Stated goal
Transcribe the material word for word, but without the images.
▬▬▬
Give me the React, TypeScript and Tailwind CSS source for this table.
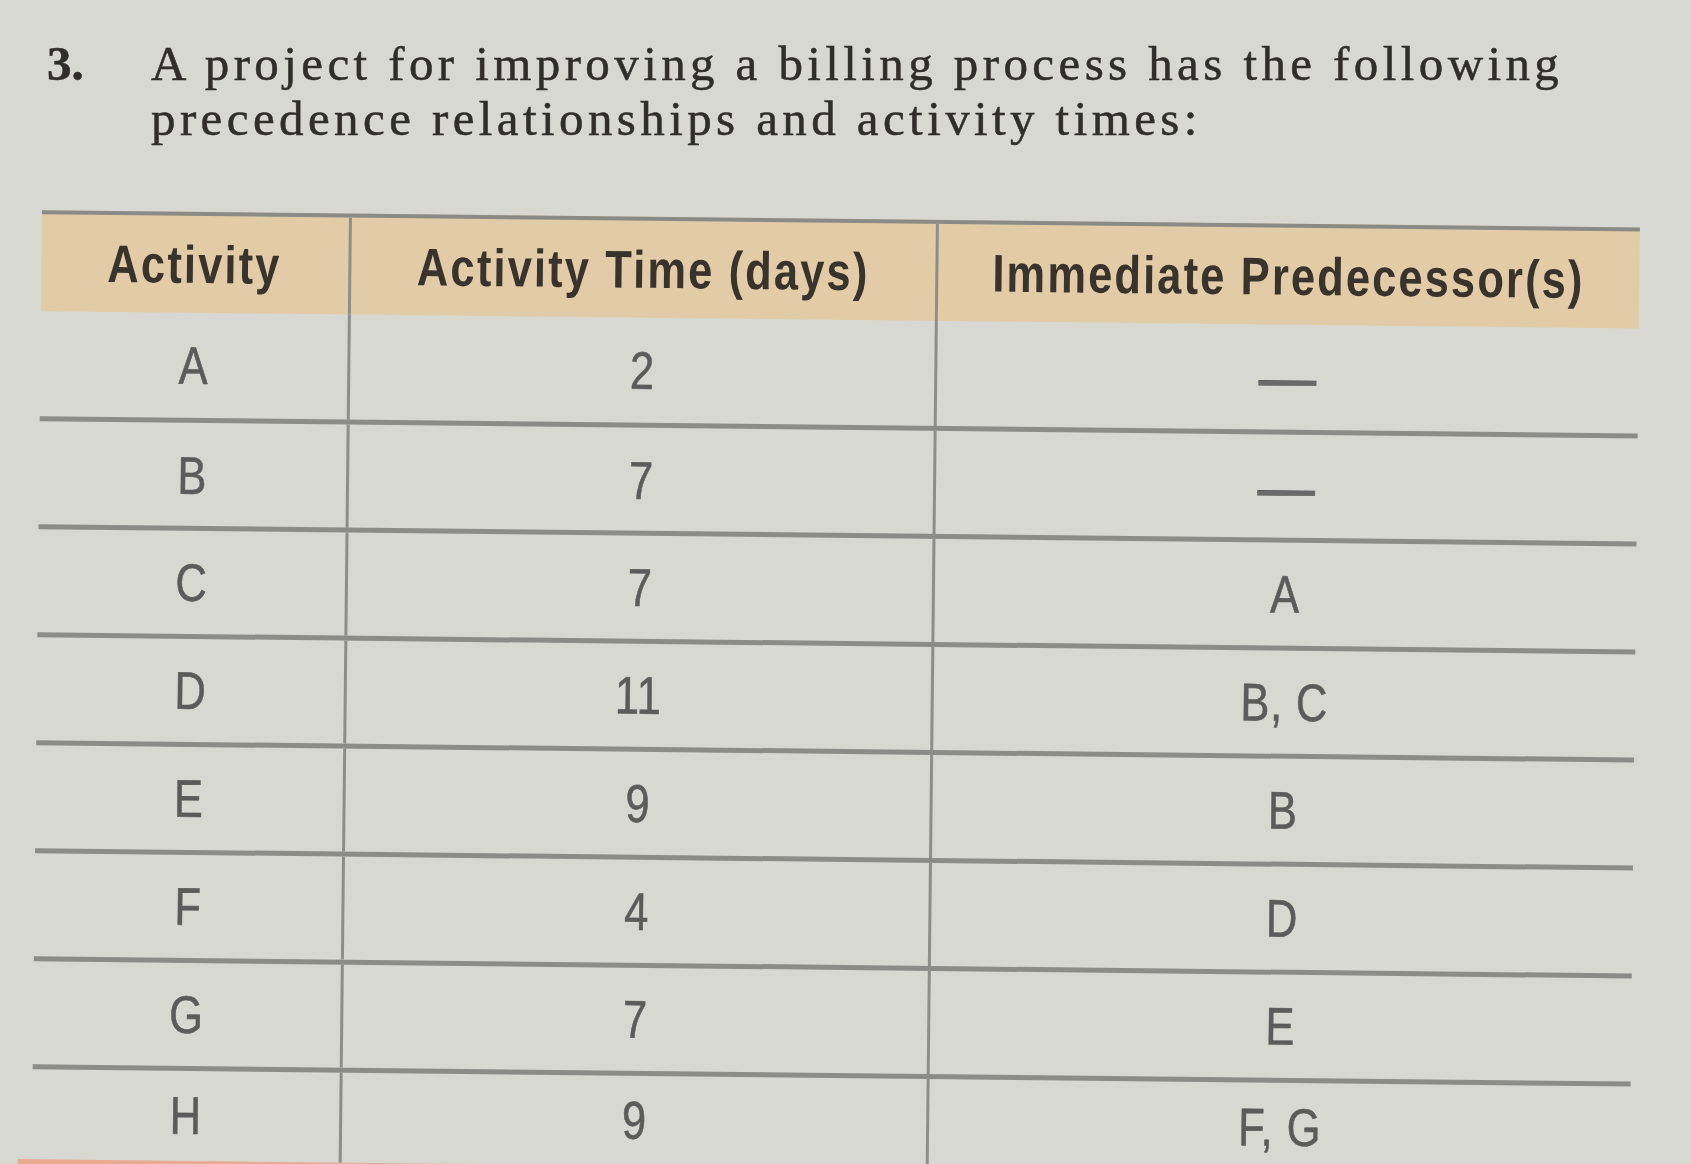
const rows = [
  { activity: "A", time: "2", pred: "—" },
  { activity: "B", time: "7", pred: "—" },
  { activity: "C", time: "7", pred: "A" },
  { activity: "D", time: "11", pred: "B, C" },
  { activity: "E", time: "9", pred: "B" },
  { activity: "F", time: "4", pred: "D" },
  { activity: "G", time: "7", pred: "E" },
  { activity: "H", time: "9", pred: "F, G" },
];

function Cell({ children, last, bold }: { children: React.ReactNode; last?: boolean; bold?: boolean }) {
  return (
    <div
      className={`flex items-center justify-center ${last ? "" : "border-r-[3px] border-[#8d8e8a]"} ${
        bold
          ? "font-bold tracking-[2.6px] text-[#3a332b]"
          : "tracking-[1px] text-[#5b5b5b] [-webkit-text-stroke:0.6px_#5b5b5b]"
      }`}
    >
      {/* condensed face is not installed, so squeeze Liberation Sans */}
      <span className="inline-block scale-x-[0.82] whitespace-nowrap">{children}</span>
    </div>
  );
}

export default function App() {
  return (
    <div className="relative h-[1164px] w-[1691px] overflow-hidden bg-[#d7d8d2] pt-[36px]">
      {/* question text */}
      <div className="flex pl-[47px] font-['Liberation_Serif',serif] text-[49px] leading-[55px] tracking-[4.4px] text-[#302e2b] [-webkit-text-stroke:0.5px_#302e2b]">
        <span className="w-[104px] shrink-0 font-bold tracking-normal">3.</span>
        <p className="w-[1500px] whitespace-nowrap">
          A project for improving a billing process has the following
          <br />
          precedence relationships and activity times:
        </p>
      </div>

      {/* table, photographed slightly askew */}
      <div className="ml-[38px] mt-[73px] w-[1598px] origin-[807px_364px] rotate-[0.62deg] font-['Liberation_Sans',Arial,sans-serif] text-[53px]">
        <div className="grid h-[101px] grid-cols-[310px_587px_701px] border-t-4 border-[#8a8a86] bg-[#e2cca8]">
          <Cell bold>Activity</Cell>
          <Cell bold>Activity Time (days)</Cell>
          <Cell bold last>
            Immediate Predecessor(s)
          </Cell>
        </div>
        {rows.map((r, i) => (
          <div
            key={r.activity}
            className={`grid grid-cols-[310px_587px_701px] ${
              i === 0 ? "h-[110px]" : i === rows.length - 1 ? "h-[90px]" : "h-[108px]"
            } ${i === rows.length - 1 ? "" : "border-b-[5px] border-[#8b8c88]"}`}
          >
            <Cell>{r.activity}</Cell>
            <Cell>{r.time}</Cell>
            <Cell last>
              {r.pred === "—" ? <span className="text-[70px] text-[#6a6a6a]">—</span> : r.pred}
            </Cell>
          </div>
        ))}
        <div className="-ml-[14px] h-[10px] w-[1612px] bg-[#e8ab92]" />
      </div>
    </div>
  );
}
▬▬▬
Result for this task
Give me the React, TypeScript and Tailwind CSS source for this table.
const rows = [
  { activity: "A", time: "2", pred: "—" },
  { activity: "B", time: "7", pred: "—" },
  { activity: "C", time: "7", pred: "A" },
  { activity: "D", time: "11", pred: "B, C" },
  { activity: "E", time: "9", pred: "B" },
  { activity: "F", time: "4", pred: "D" },
  { activity: "G", time: "7", pred: "E" },
  { activity: "H", time: "9", pred: "F, G" },
];

function Cell({ children, last, bold }: { children: React.ReactNode; last?: boolean; bold?: boolean }) {
  return (
    <div
      className={`flex items-center justify-center ${last ? "" : "border-r-[3px] border-[#8d8e8a]"} ${
        bold
          ? "font-bold tracking-[2.6px] text-[#3a332b]"
          : "tracking-[1px] text-[#5b5b5b] [-webkit-text-stroke:0.6px_#5b5b5b]"
      }`}
    >
      {/* condensed face is not installed, so squeeze Liberation Sans */}
      <span className="inline-block scale-x-[0.82] whitespace-nowrap">{children}</span>
    </div>
  );
}

export default function App() {
  return (
    <div className="relative h-[1164px] w-[1691px] overflow-hidden bg-[#d7d8d2] pt-[36px]">
      {/* question text */}
      <div className="flex pl-[47px] font-['Liberation_Serif',serif] text-[49px] leading-[55px] tracking-[4.4px] text-[#302e2b] [-webkit-text-stroke:0.5px_#302e2b]">
        <span className="w-[104px] shrink-0 font-bold tracking-normal">3.</span>
        <p className="w-[1500px] whitespace-nowrap">
          A project for improving a billing process has the following
          <br />
          precedence relationships and activity times:
        </p>
      </div>

      {/* table, photographed slightly askew */}
      <div className="ml-[38px] mt-[73px] w-[1598px] origin-[807px_364px] rotate-[0.62deg] font-['Liberation_Sans',Arial,sans-serif] text-[53px]">
        <div className="grid h-[101px] grid-cols-[310px_587px_701px] border-t-4 border-[#8a8a86] bg-[#e2cca8]">
          <Cell bold>Activity</Cell>
          <Cell bold>Activity Time (days)</Cell>
          <Cell bold last>
            Immediate Predecessor(s)
          </Cell>
        </div>
        {rows.map((r, i) => (
          <div
            key={r.activity}
            className={`grid grid-cols-[310px_587px_701px] ${
              i === 0 ? "h-[110px]" : i === rows.length - 1 ? "h-[90px]" : "h-[108px]"
            } ${i === rows.length - 1 ? "" : "border-b-[5px] border-[#8b8c88]"}`}
          >
            <Cell>{r.activity}</Cell>
            <Cell>{r.time}</Cell>
            <Cell last>
              {r.pred === "—" ? <span className="text-[70px] text-[#6a6a6a]">—</span> : r.pred}
            </Cell>
          </div>
        ))}
        <div className="-ml-[14px] h-[10px] w-[1612px] bg-[#e8ab92]" />
      </div>
    </div>
  );
}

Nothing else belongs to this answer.